RECORDS SHOWN
——————————
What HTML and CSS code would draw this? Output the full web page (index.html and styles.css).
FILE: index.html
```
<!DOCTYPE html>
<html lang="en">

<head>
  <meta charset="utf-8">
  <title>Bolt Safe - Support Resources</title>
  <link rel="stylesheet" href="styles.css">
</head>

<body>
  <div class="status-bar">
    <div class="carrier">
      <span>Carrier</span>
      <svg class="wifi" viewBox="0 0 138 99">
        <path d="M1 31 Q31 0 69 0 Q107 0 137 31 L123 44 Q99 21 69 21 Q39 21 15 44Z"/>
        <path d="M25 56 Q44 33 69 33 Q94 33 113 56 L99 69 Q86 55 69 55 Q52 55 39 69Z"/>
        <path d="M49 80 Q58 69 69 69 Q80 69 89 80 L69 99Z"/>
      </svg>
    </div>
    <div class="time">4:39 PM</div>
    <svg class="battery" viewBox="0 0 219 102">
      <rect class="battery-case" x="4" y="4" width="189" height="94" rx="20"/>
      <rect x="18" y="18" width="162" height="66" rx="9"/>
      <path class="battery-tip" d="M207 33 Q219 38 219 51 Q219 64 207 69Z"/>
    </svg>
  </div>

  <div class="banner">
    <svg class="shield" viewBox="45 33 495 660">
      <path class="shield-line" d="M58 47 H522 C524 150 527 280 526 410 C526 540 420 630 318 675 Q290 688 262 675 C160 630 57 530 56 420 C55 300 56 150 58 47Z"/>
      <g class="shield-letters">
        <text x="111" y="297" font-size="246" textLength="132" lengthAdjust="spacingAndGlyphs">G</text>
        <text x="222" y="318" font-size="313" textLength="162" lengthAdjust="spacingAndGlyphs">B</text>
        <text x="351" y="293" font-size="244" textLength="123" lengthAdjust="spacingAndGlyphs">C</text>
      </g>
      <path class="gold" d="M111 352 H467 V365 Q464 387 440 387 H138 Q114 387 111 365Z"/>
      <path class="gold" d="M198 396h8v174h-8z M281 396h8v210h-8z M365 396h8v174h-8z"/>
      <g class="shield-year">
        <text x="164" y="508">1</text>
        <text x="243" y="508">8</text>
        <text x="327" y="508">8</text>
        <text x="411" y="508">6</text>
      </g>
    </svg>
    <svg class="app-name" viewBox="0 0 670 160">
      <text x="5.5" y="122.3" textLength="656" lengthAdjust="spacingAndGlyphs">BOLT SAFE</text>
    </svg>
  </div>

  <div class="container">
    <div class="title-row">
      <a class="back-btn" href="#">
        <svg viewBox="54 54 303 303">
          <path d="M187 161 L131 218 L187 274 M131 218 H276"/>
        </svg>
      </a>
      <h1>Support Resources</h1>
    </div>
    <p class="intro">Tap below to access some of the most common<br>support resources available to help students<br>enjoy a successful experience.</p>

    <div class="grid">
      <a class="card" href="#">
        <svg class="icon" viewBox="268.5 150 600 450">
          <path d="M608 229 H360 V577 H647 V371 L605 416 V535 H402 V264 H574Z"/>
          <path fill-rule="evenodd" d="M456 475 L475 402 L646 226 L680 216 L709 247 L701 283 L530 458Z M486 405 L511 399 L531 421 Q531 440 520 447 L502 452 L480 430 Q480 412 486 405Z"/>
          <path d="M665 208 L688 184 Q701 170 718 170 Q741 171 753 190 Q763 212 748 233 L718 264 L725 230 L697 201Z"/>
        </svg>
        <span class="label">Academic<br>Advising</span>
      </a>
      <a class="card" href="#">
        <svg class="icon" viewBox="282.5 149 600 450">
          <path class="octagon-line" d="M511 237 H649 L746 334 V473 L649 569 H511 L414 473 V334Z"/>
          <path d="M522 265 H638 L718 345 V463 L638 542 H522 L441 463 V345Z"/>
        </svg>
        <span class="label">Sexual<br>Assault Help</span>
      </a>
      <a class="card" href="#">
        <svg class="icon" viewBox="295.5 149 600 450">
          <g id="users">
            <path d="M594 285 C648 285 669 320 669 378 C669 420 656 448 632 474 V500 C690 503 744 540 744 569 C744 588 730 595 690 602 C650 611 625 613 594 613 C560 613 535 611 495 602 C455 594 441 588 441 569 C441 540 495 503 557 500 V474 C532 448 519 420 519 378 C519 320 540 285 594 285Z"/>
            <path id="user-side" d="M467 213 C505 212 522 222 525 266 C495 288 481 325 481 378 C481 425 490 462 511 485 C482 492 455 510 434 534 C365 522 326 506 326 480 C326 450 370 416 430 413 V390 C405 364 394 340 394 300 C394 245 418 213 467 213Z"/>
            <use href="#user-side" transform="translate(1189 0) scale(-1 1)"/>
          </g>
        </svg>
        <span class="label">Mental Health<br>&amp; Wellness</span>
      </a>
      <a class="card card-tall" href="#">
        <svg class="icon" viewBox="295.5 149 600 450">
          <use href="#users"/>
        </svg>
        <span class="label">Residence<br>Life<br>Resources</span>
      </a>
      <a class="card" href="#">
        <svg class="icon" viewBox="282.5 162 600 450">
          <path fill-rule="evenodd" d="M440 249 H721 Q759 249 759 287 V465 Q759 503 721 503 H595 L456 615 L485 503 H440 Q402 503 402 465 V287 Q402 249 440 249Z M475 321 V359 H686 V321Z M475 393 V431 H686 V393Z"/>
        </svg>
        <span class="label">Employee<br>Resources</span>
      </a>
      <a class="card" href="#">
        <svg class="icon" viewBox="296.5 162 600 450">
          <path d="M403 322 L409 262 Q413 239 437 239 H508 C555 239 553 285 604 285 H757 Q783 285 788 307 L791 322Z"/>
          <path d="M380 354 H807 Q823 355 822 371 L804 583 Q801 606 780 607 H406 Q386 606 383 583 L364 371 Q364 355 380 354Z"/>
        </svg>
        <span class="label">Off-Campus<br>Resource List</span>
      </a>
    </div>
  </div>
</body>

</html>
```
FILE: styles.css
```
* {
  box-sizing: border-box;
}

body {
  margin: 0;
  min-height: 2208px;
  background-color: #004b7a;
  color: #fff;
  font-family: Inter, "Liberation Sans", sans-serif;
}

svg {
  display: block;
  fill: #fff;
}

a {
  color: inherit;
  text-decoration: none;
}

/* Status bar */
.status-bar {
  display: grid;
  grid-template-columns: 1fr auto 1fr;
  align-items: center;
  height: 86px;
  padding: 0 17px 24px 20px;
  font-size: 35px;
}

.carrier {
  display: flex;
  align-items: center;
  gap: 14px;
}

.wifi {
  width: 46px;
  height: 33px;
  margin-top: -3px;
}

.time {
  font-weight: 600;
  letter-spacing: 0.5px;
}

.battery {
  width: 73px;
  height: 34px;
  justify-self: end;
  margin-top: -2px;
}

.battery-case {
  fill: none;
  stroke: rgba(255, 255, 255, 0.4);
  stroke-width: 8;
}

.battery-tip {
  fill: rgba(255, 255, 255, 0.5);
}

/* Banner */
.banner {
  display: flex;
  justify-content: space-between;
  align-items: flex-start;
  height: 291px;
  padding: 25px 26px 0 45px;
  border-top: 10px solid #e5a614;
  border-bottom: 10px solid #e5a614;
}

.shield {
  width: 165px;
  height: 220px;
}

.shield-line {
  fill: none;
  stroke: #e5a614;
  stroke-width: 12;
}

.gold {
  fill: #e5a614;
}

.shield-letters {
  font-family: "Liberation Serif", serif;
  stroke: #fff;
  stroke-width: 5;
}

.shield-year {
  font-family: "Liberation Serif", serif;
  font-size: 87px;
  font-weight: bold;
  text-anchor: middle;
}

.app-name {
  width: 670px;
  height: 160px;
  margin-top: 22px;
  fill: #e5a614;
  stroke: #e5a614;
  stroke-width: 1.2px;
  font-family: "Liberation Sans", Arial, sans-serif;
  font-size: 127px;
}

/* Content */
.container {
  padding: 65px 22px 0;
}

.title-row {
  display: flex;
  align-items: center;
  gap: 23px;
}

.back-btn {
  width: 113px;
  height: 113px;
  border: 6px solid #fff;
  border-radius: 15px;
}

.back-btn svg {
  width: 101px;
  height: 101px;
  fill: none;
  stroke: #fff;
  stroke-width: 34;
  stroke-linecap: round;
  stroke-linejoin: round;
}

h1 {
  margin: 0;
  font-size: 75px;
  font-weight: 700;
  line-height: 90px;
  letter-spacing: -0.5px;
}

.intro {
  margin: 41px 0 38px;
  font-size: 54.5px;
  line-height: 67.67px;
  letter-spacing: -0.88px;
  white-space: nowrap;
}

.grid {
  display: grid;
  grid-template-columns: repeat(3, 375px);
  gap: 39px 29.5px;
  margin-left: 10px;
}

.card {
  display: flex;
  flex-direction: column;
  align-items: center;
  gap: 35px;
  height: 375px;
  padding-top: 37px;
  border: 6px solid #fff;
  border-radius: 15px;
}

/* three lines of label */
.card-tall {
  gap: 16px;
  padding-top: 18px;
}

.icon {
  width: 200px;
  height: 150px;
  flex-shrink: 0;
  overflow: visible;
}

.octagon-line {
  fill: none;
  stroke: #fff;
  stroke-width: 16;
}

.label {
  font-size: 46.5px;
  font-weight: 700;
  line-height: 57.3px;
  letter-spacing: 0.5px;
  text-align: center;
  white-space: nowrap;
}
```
——————————
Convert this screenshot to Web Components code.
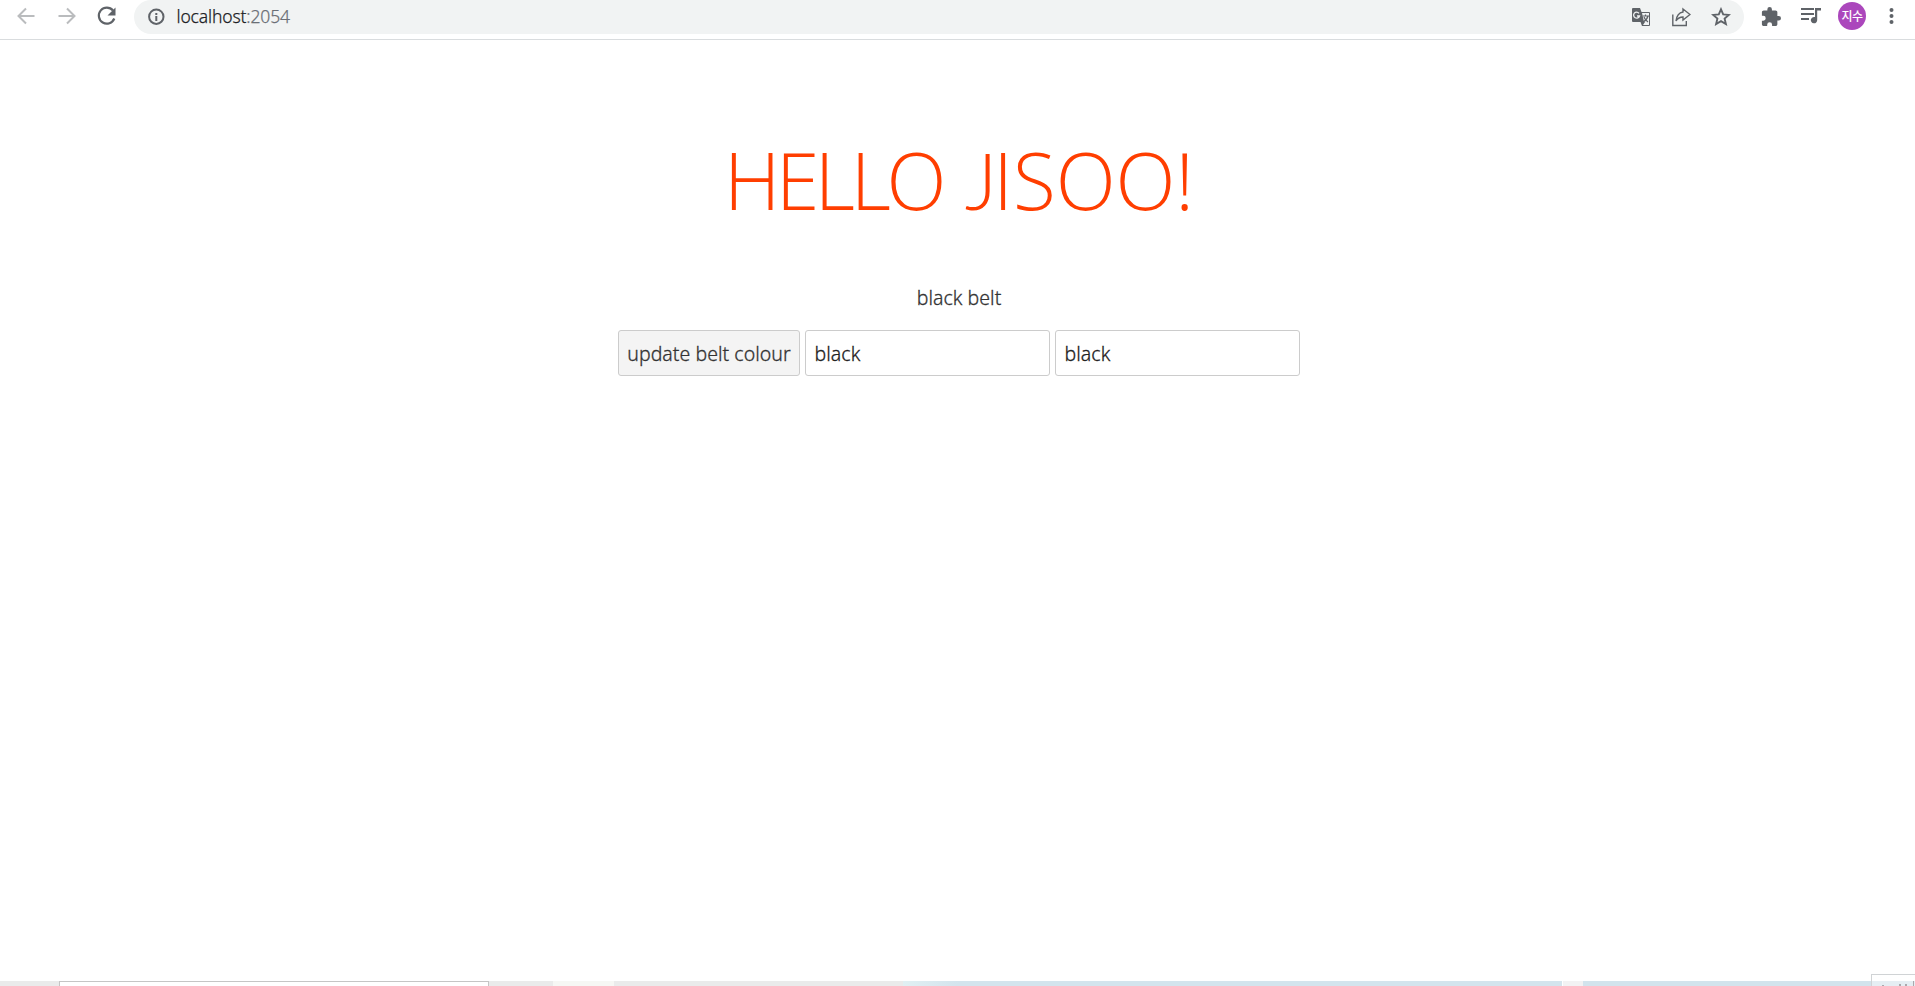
——————————
AIM OF THE TASK
Give the number of lines above in which the word "this" occurs, with nothing else.

COMPLETE OUTPUT
2